'''

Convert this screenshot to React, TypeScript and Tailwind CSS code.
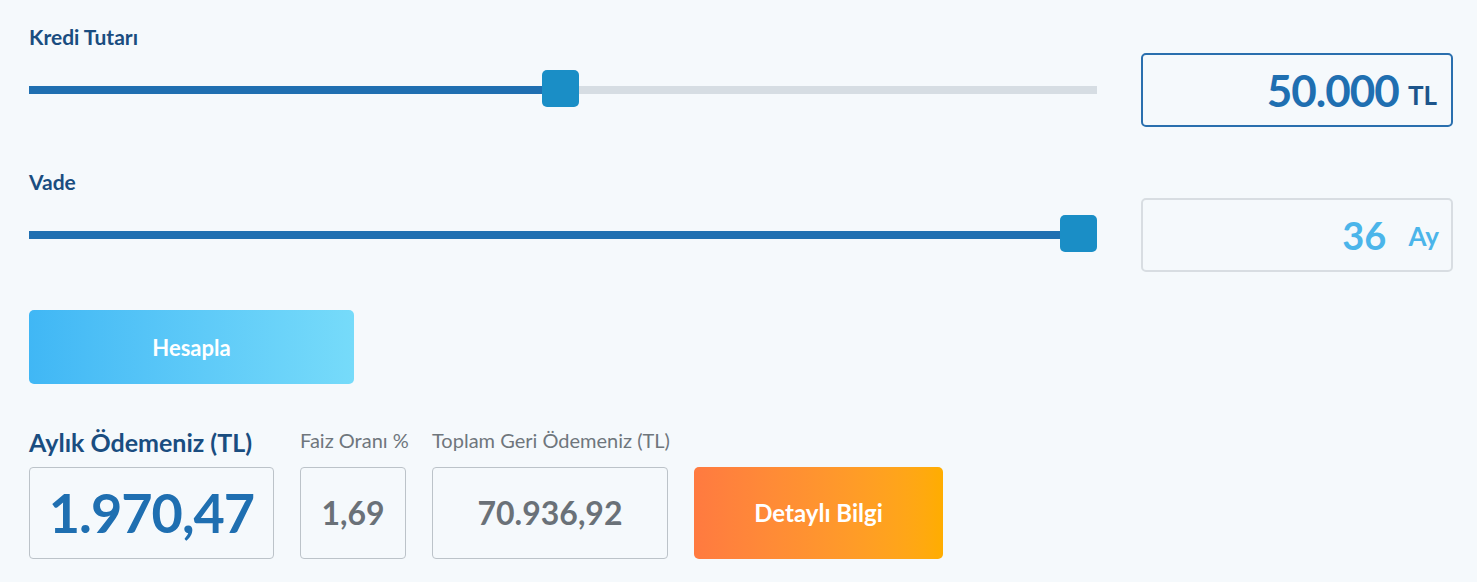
import { useState } from "react";

const font = { fontFamily: "Lato, 'Noto Sans', sans-serif" };

interface RangeProps {
  value: number;
  min: number;
  max: number;
}

// Basit slider görünümü: dolu iz + kare tutamak
const Range = ({ value, min, max }: RangeProps) => {
  const pct = (value - min) / (max - min);
  return (
    <div className="relative h-[37px] w-full">
      <div className="absolute left-0 right-0 top-[16px] h-2 bg-[#d6dde3]" />
      <div
        className="absolute left-0 top-[16px] h-2 bg-[#1f6fb1]"
        style={{ width: `calc(${pct} * (100% - 37px) + 18px)` }}
      />
      <div
        className="absolute top-0 h-[37px] w-[37px] rounded-[5px] bg-[#1a8ec6]"
        style={{ left: `calc(${pct} * (100% - 37px))` }}
      />
    </div>
  );
};

export default function App() {
  const [amount] = useState(50000);
  const [term] = useState(36);

  return (
    <div
      className="min-h-[582px] w-full bg-[#f5f9fc] pl-[29px] pr-[24px] pt-[24px]"
      style={font}
    >
      {/* Kredi Tutarı */}
      <div className="flex items-end gap-[44px]">
        <div className="flex-1">
          <div className="mb-1 text-[21px] font-bold leading-[25px] text-[#1a4d80]">
            Kredi Tutarı
          </div>
          <div className="flex h-[74px] items-center pb-[3px]">
            <Range value={amount} min={500} max={100000} />
          </div>
        </div>
        <div className="flex h-[74px] w-[312px] items-center justify-end gap-[9px] rounded-[5px] border-2 border-[#2a6fae] pr-[14px]">
          <span className="text-[44px] font-bold leading-none tracking-[-1px] text-[#1f6fb1]">
            50.000
          </span>
          <span className="mt-[10px] text-[26px] font-bold leading-none text-[#1d558b]">
            TL
          </span>
        </div>
      </div>

      {/* Vade */}
      <div className="mt-[42px] flex items-end gap-[44px]">
        <div className="flex-1">
          <div className="mb-1 text-[21px] font-bold leading-[25px] text-[#1a4d80]">
            Vade
          </div>
          <div className="flex h-[74px] items-center pb-[3px]">
            <Range value={term} min={3} max={36} />
          </div>
        </div>
        <div className="flex h-[74px] w-[312px] items-center justify-end gap-[22px] rounded-[5px] border-2 border-[#d8dde2] pr-[12px]">
          <span className="text-[38px] font-bold leading-none text-[#4bb5ea]">
            {term}
          </span>
          <span className="mt-[2px] text-[26px] font-bold leading-none text-[#4bb5ea]">
            Ay
          </span>
        </div>
      </div>

      {/* Hesapla */}
      <button className="mt-[38px] flex h-[74px] w-[325px] items-center justify-center rounded-[5px] bg-gradient-to-r from-[#40b7f5] to-[#76dbfa] text-[22px] font-bold text-white">
        Hesapla
      </button>

      {/* Sonuçlar */}
      <div className="mt-[43px] flex items-end gap-[26px]">
        <div className="flex w-[245px] flex-col">
          <div className="mb-[10px] whitespace-nowrap text-[25px] font-bold leading-[30px] text-[#1a4d80]">
            Aylık Ödemeniz (TL)
          </div>
          <div className="flex h-[92px] w-full items-center justify-center rounded-[4px] border border-[#bcc3c9] text-[54px] font-bold leading-none tracking-[-1px] text-[#1f6fb1]">
            1.970,47
          </div>
        </div>
        <div className="flex w-[106px] flex-col">
          <div className="mb-[15px] whitespace-nowrap text-[20px] leading-[24px] text-[#6f767c]">
            Faiz Oranı %
          </div>
          <div className="flex h-[92px] w-full items-center justify-center rounded-[4px] border border-[#bcc3c9] text-[32px] font-bold leading-none text-[#6a7178]">
            1,69
          </div>
        </div>
        <div className="flex w-[236px] flex-col">
          <div className="mb-[15px] whitespace-nowrap text-[20px] leading-[24px] text-[#6f767c]">
            Toplam Geri Ödemeniz (TL)
          </div>
          <div className="flex h-[92px] w-full items-center justify-center rounded-[4px] border border-[#bcc3c9] text-[32px] font-bold leading-none text-[#6a7178]">
            70.936,92
          </div>
        </div>
        <button className="flex h-[92px] w-[249px] items-center justify-center rounded-[5px] bg-gradient-to-r from-[#ff7a40] to-[#ffad00] text-[24px] font-bold text-white">
          Detaylı Bilgi
        </button>
      </div>
    </div>
  );
}
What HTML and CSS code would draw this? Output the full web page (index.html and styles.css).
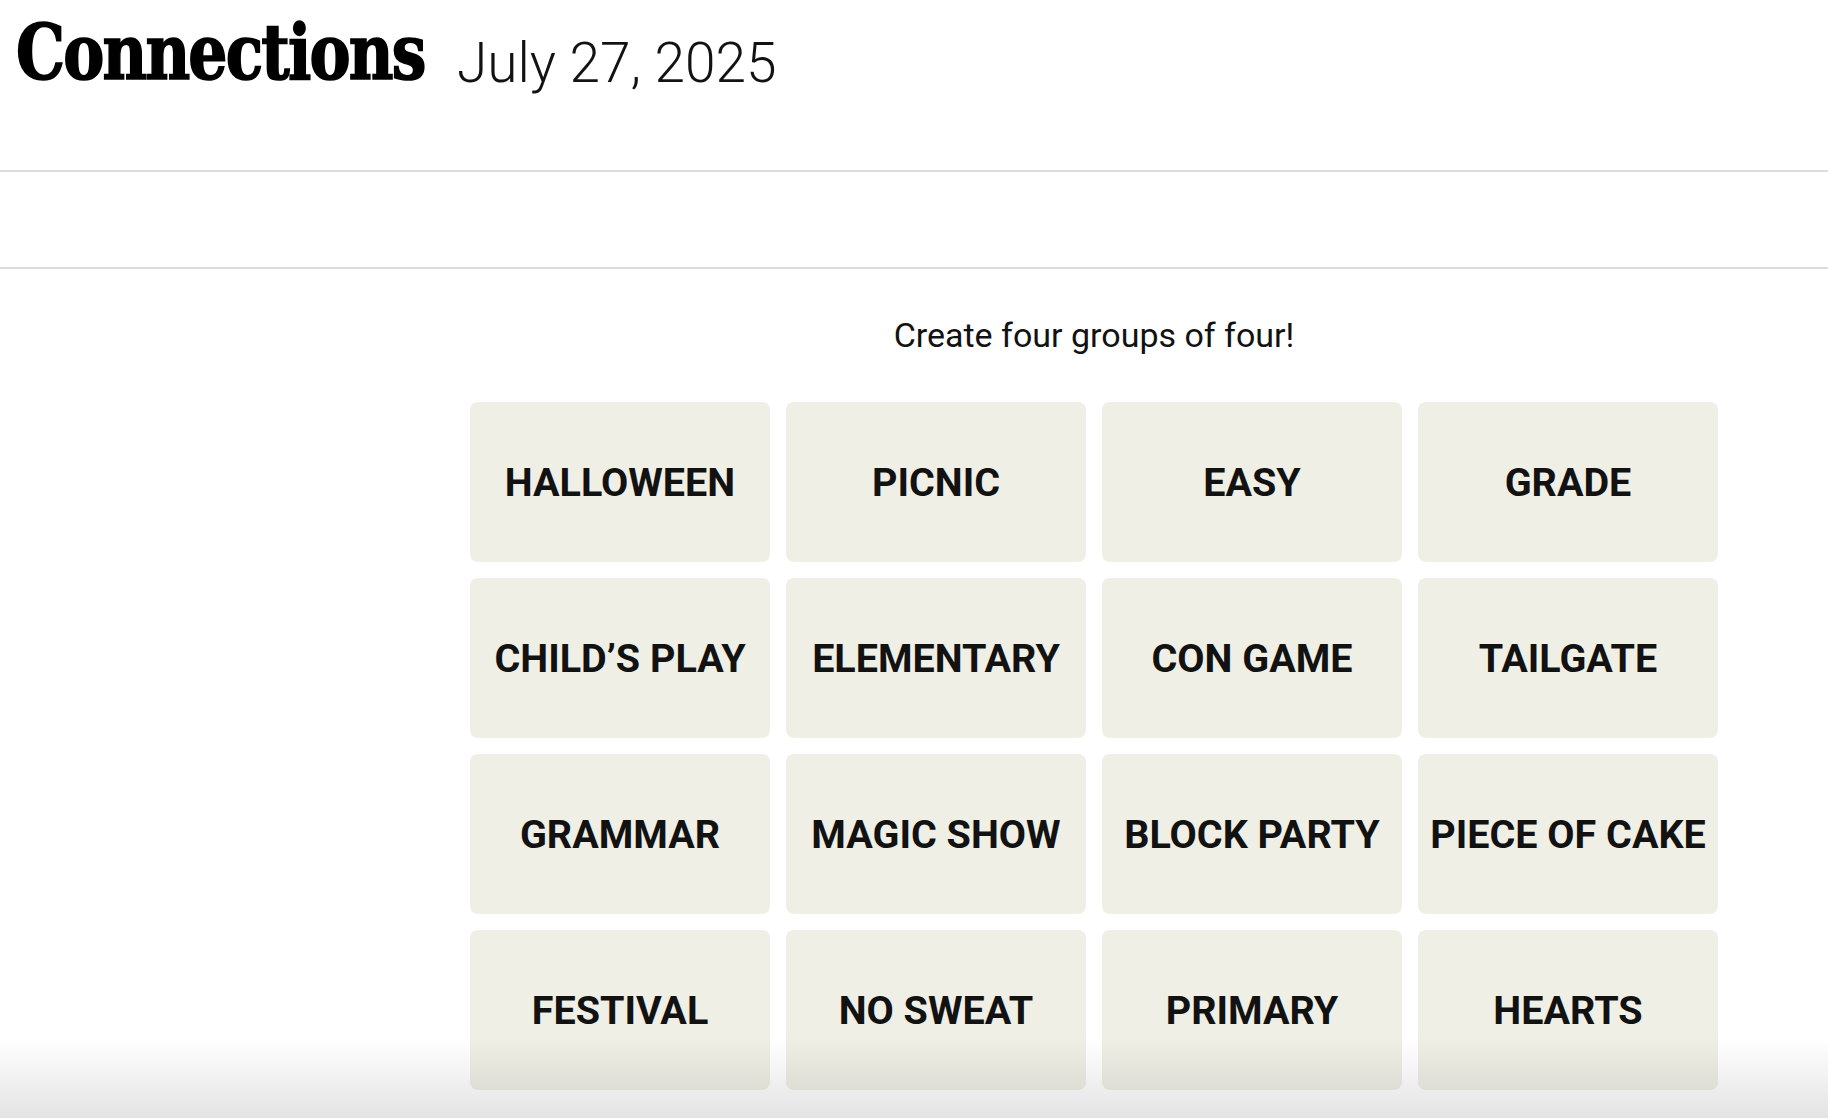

'''

__EXERCISE AIM__:
Quote the listing above in full, except for the pictures.

__CORRECT OUTPUT__:
Convert this screenshot to React, TypeScript and Tailwind CSS code.
import { useState } from "react";

const font = { fontFamily: "Lato, 'Noto Sans', sans-serif" };

interface RangeProps {
  value: number;
  min: number;
  max: number;
}

// Basit slider görünümü: dolu iz + kare tutamak
const Range = ({ value, min, max }: RangeProps) => {
  const pct = (value - min) / (max - min);
  return (
    <div className="relative h-[37px] w-full">
      <div className="absolute left-0 right-0 top-[16px] h-2 bg-[#d6dde3]" />
      <div
        className="absolute left-0 top-[16px] h-2 bg-[#1f6fb1]"
        style={{ width: `calc(${pct} * (100% - 37px) + 18px)` }}
      />
      <div
        className="absolute top-0 h-[37px] w-[37px] rounded-[5px] bg-[#1a8ec6]"
        style={{ left: `calc(${pct} * (100% - 37px))` }}
      />
    </div>
  );
};

export default function App() {
  const [amount] = useState(50000);
  const [term] = useState(36);

  return (
    <div
      className="min-h-[582px] w-full bg-[#f5f9fc] pl-[29px] pr-[24px] pt-[24px]"
      style={font}
    >
      {/* Kredi Tutarı */}
      <div className="flex items-end gap-[44px]">
        <div className="flex-1">
          <div className="mb-1 text-[21px] font-bold leading-[25px] text-[#1a4d80]">
            Kredi Tutarı
          </div>
          <div className="flex h-[74px] items-center pb-[3px]">
            <Range value={amount} min={500} max={100000} />
          </div>
        </div>
        <div className="flex h-[74px] w-[312px] items-center justify-end gap-[9px] rounded-[5px] border-2 border-[#2a6fae] pr-[14px]">
          <span className="text-[44px] font-bold leading-none tracking-[-1px] text-[#1f6fb1]">
            50.000
          </span>
          <span className="mt-[10px] text-[26px] font-bold leading-none text-[#1d558b]">
            TL
          </span>
        </div>
      </div>

      {/* Vade */}
      <div className="mt-[42px] flex items-end gap-[44px]">
        <div className="flex-1">
          <div className="mb-1 text-[21px] font-bold leading-[25px] text-[#1a4d80]">
            Vade
          </div>
          <div className="flex h-[74px] items-center pb-[3px]">
            <Range value={term} min={3} max={36} />
          </div>
        </div>
        <div className="flex h-[74px] w-[312px] items-center justify-end gap-[22px] rounded-[5px] border-2 border-[#d8dde2] pr-[12px]">
          <span className="text-[38px] font-bold leading-none text-[#4bb5ea]">
            {term}
          </span>
          <span className="mt-[2px] text-[26px] font-bold leading-none text-[#4bb5ea]">
            Ay
          </span>
        </div>
      </div>

      {/* Hesapla */}
      <button className="mt-[38px] flex h-[74px] w-[325px] items-center justify-center rounded-[5px] bg-gradient-to-r from-[#40b7f5] to-[#76dbfa] text-[22px] font-bold text-white">
        Hesapla
      </button>

      {/* Sonuçlar */}
      <div className="mt-[43px] flex items-end gap-[26px]">
        <div className="flex w-[245px] flex-col">
          <div className="mb-[10px] whitespace-nowrap text-[25px] font-bold leading-[30px] text-[#1a4d80]">
            Aylık Ödemeniz (TL)
          </div>
          <div className="flex h-[92px] w-full items-center justify-center rounded-[4px] border border-[#bcc3c9] text-[54px] font-bold leading-none tracking-[-1px] text-[#1f6fb1]">
            1.970,47
          </div>
        </div>
        <div className="flex w-[106px] flex-col">
          <div className="mb-[15px] whitespace-nowrap text-[20px] leading-[24px] text-[#6f767c]">
            Faiz Oranı %
          </div>
          <div className="flex h-[92px] w-full items-center justify-center rounded-[4px] border border-[#bcc3c9] text-[32px] font-bold leading-none text-[#6a7178]">
            1,69
          </div>
        </div>
        <div className="flex w-[236px] flex-col">
          <div className="mb-[15px] whitespace-nowrap text-[20px] leading-[24px] text-[#6f767c]">
            Toplam Geri Ödemeniz (TL)
          </div>
          <div className="flex h-[92px] w-full items-center justify-center rounded-[4px] border border-[#bcc3c9] text-[32px] font-bold leading-none text-[#6a7178]">
            70.936,92
          </div>
        </div>
        <button className="flex h-[92px] w-[249px] items-center justify-center rounded-[5px] bg-gradient-to-r from-[#ff7a40] to-[#ffad00] text-[24px] font-bold text-white">
          Detaylı Bilgi
        </button>
      </div>
    </div>
  );
}
What HTML and CSS code would draw this? Output the full web page (index.html and styles.css).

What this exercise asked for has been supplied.